Do this: Copy all the data exactly, except the pictures.

+ + + +

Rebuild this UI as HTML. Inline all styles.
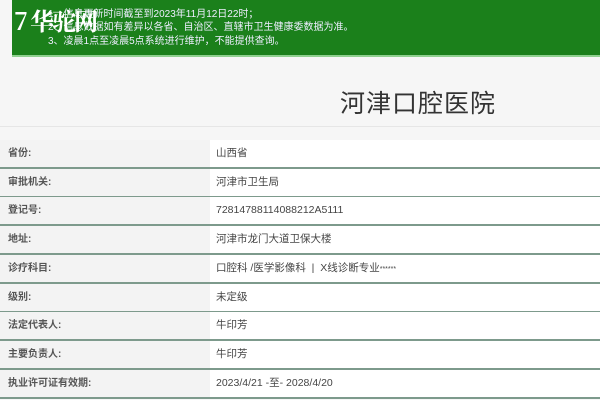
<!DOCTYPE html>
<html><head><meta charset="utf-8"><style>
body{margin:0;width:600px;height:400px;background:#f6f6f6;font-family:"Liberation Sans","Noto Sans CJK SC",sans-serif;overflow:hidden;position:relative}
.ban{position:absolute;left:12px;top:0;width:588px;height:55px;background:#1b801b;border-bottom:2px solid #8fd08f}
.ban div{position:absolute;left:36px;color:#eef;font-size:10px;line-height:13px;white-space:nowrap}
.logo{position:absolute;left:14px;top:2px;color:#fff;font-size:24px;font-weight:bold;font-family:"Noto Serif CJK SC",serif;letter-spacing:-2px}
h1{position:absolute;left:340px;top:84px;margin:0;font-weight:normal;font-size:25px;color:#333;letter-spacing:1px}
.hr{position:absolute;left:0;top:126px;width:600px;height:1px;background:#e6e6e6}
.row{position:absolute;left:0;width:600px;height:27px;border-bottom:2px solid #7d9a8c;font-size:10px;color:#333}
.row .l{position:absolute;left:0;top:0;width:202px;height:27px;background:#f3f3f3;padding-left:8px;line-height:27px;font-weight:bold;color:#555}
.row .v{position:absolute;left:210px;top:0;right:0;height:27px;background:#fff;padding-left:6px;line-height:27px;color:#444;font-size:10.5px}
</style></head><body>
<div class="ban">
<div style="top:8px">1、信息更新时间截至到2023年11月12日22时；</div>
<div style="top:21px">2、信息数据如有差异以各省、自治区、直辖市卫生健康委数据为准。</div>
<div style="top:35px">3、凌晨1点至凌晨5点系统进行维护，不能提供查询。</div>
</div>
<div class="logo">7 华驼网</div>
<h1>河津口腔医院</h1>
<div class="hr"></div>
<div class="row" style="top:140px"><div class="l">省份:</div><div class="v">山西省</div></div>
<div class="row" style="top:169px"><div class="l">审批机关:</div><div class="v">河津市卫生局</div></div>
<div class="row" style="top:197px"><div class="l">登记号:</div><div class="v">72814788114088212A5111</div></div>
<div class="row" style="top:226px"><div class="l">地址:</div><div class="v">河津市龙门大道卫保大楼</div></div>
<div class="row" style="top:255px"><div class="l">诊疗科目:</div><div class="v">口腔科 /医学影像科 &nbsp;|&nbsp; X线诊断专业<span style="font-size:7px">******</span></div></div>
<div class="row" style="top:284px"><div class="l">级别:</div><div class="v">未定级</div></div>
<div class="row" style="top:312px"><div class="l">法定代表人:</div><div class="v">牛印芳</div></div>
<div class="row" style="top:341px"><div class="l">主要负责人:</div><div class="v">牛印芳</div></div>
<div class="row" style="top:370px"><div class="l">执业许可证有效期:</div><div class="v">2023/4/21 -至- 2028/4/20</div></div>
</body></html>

+ + + +

Full output:
Rebuild this UI as HTML. Inline all styles.
<!DOCTYPE html>
<html><head><meta charset="utf-8"><style>
body{margin:0;width:600px;height:400px;background:#f6f6f6;font-family:"Liberation Sans","Noto Sans CJK SC",sans-serif;overflow:hidden;position:relative}
.ban{position:absolute;left:12px;top:0;width:588px;height:55px;background:#1b801b;border-bottom:2px solid #8fd08f}
.ban div{position:absolute;left:36px;color:#eef;font-size:10px;line-height:13px;white-space:nowrap}
.logo{position:absolute;left:14px;top:2px;color:#fff;font-size:24px;font-weight:bold;font-family:"Noto Serif CJK SC",serif;letter-spacing:-2px}
h1{position:absolute;left:340px;top:84px;margin:0;font-weight:normal;font-size:25px;color:#333;letter-spacing:1px}
.hr{position:absolute;left:0;top:126px;width:600px;height:1px;background:#e6e6e6}
.row{position:absolute;left:0;width:600px;height:27px;border-bottom:2px solid #7d9a8c;font-size:10px;color:#333}
.row .l{position:absolute;left:0;top:0;width:202px;height:27px;background:#f3f3f3;padding-left:8px;line-height:27px;font-weight:bold;color:#555}
.row .v{position:absolute;left:210px;top:0;right:0;height:27px;background:#fff;padding-left:6px;line-height:27px;color:#444;font-size:10.5px}
</style></head><body>
<div class="ban">
<div style="top:8px">1、信息更新时间截至到2023年11月12日22时；</div>
<div style="top:21px">2、信息数据如有差异以各省、自治区、直辖市卫生健康委数据为准。</div>
<div style="top:35px">3、凌晨1点至凌晨5点系统进行维护，不能提供查询。</div>
</div>
<div class="logo">7 华驼网</div>
<h1>河津口腔医院</h1>
<div class="hr"></div>
<div class="row" style="top:140px"><div class="l">省份:</div><div class="v">山西省</div></div>
<div class="row" style="top:169px"><div class="l">审批机关:</div><div class="v">河津市卫生局</div></div>
<div class="row" style="top:197px"><div class="l">登记号:</div><div class="v">72814788114088212A5111</div></div>
<div class="row" style="top:226px"><div class="l">地址:</div><div class="v">河津市龙门大道卫保大楼</div></div>
<div class="row" style="top:255px"><div class="l">诊疗科目:</div><div class="v">口腔科 /医学影像科 &nbsp;|&nbsp; X线诊断专业<span style="font-size:7px">******</span></div></div>
<div class="row" style="top:284px"><div class="l">级别:</div><div class="v">未定级</div></div>
<div class="row" style="top:312px"><div class="l">法定代表人:</div><div class="v">牛印芳</div></div>
<div class="row" style="top:341px"><div class="l">主要负责人:</div><div class="v">牛印芳</div></div>
<div class="row" style="top:370px"><div class="l">执业许可证有效期:</div><div class="v">2023/4/21 -至- 2028/4/20</div></div>
</body></html>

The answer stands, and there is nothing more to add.